Locate the lines where "page" occurs and copy them as they stand.

- _STORED ROWS_:
• • • • • • •

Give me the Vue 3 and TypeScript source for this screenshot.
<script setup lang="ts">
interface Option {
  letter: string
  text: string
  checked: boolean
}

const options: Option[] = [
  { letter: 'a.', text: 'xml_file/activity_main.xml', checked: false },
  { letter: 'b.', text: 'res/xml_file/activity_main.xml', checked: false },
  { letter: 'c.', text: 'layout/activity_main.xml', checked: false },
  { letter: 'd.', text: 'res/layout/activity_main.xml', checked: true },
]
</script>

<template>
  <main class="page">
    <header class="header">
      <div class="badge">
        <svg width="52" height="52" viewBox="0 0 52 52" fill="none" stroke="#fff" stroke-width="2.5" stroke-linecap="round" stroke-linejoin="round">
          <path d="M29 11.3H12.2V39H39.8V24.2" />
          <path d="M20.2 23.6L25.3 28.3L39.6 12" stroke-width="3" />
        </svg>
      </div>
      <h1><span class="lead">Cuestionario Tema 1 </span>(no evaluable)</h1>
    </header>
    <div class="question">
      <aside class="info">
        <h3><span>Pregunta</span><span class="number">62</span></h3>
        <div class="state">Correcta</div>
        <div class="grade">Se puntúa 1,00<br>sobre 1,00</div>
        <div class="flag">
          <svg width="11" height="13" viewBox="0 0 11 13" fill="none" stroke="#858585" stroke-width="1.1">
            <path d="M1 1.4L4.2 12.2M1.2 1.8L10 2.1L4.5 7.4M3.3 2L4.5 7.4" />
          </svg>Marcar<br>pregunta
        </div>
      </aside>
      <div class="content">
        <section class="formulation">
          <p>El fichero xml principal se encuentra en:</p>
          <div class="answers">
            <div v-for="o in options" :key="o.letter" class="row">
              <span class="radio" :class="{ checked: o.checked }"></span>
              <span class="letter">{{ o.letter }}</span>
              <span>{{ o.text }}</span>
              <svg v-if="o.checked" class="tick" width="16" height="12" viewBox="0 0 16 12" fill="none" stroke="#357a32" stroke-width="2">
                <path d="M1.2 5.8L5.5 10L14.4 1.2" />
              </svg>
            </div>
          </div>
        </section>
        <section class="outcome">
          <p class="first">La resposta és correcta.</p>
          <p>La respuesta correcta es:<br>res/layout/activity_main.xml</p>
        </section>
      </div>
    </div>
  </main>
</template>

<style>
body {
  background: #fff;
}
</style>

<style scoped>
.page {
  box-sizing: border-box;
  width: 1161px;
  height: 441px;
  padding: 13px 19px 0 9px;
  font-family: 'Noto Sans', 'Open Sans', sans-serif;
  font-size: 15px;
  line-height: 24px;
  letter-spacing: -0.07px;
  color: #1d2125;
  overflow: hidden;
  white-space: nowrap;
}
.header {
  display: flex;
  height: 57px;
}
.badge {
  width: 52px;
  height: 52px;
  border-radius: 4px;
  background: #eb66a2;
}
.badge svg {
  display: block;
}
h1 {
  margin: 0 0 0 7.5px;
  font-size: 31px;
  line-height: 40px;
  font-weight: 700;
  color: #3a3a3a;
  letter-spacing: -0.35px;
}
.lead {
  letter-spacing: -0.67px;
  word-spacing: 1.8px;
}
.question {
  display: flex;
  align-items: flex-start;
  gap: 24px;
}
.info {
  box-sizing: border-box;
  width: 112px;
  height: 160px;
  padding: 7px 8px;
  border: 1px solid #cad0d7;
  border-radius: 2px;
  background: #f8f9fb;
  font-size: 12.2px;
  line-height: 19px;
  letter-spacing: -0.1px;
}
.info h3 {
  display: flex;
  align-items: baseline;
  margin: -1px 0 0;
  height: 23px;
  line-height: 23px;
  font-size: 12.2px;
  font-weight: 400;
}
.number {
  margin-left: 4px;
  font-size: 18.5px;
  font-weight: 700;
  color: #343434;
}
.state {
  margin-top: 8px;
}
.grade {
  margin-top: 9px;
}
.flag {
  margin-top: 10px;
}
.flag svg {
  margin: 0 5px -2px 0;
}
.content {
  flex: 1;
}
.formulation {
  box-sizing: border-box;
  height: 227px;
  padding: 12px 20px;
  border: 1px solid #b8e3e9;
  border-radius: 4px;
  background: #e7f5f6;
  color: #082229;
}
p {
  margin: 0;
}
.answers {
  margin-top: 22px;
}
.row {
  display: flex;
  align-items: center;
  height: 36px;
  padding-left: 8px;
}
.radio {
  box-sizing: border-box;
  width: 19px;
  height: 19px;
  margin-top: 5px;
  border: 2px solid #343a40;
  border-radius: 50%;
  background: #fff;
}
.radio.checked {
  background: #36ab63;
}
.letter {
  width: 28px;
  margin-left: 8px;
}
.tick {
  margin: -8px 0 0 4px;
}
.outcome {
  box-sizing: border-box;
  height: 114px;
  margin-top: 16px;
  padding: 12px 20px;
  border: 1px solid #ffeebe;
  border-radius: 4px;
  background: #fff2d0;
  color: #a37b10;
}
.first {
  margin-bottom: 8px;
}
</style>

• • • • • • •

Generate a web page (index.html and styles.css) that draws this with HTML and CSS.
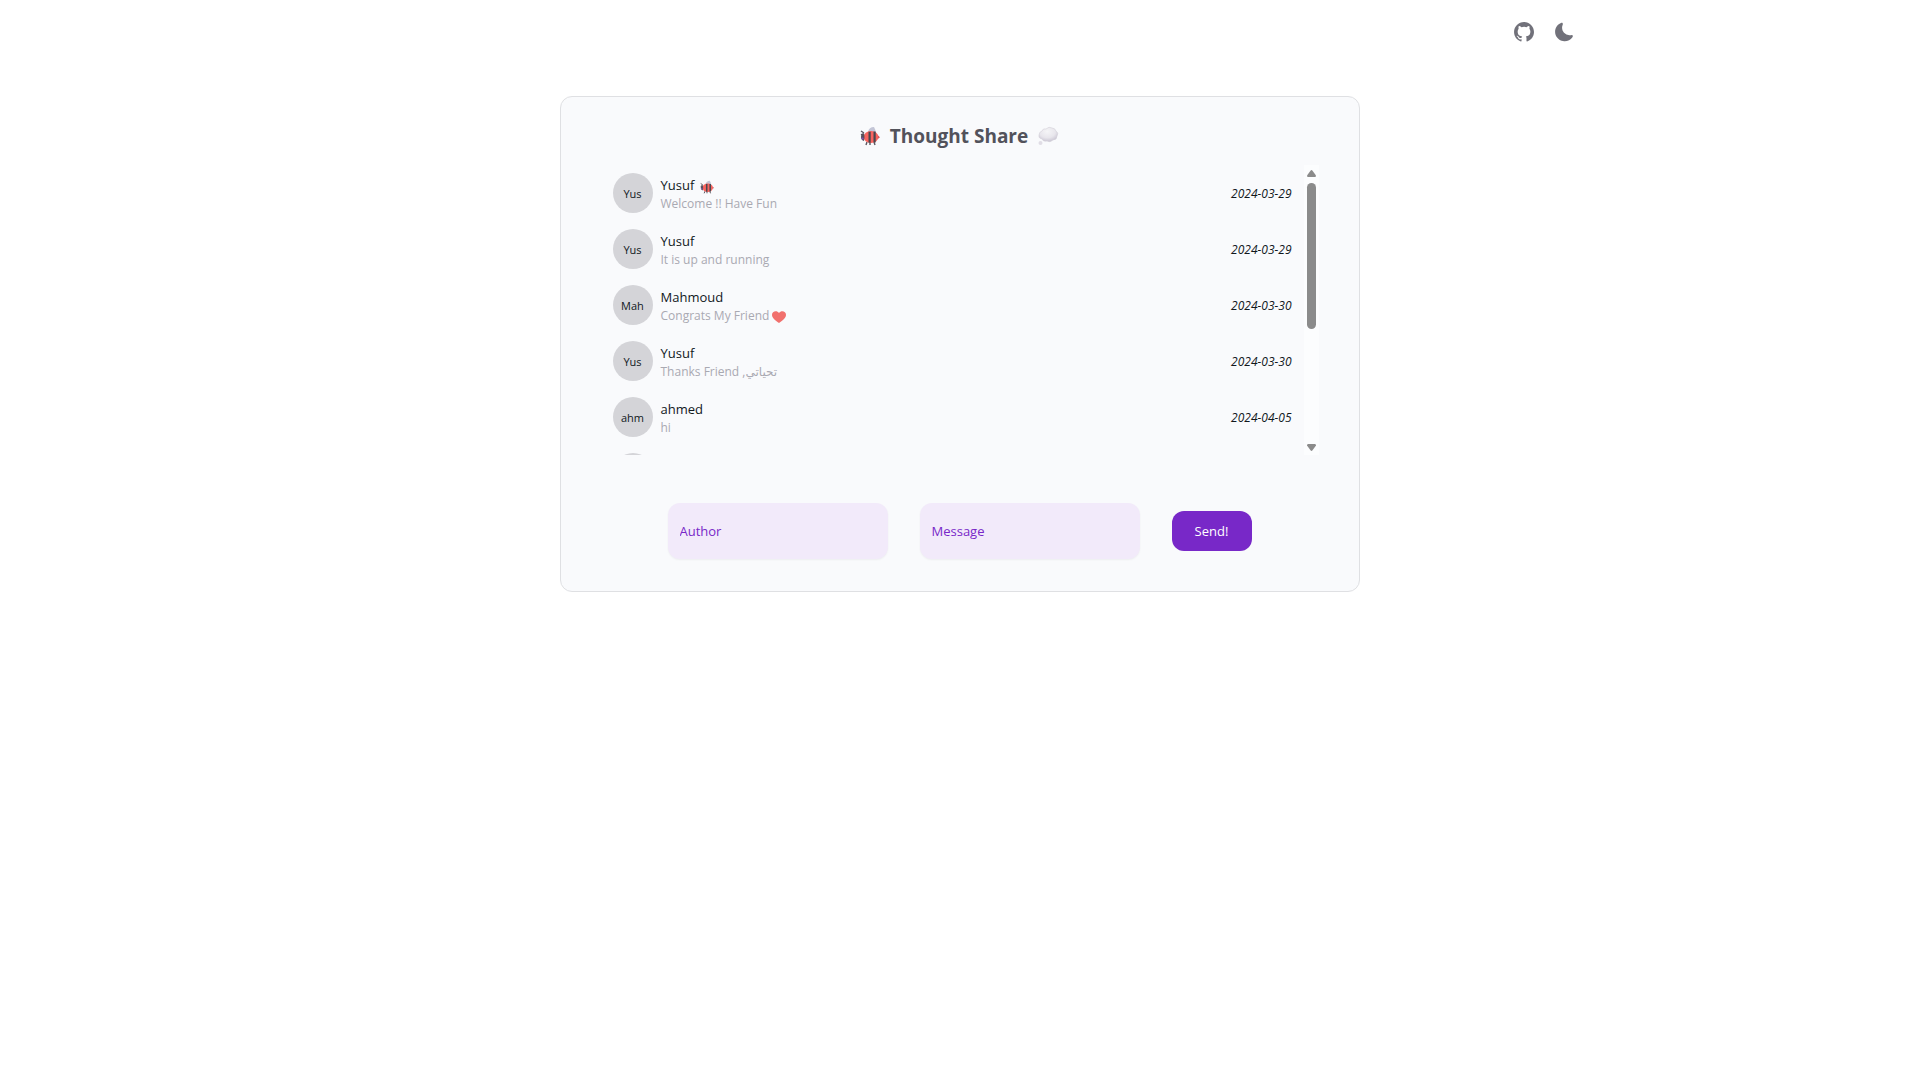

• • • • • • •

- _ANSWER IN FULL_:
  <main class="page">
.page {
Generate a web page (index.html and styles.css) that draws this with HTML and CSS.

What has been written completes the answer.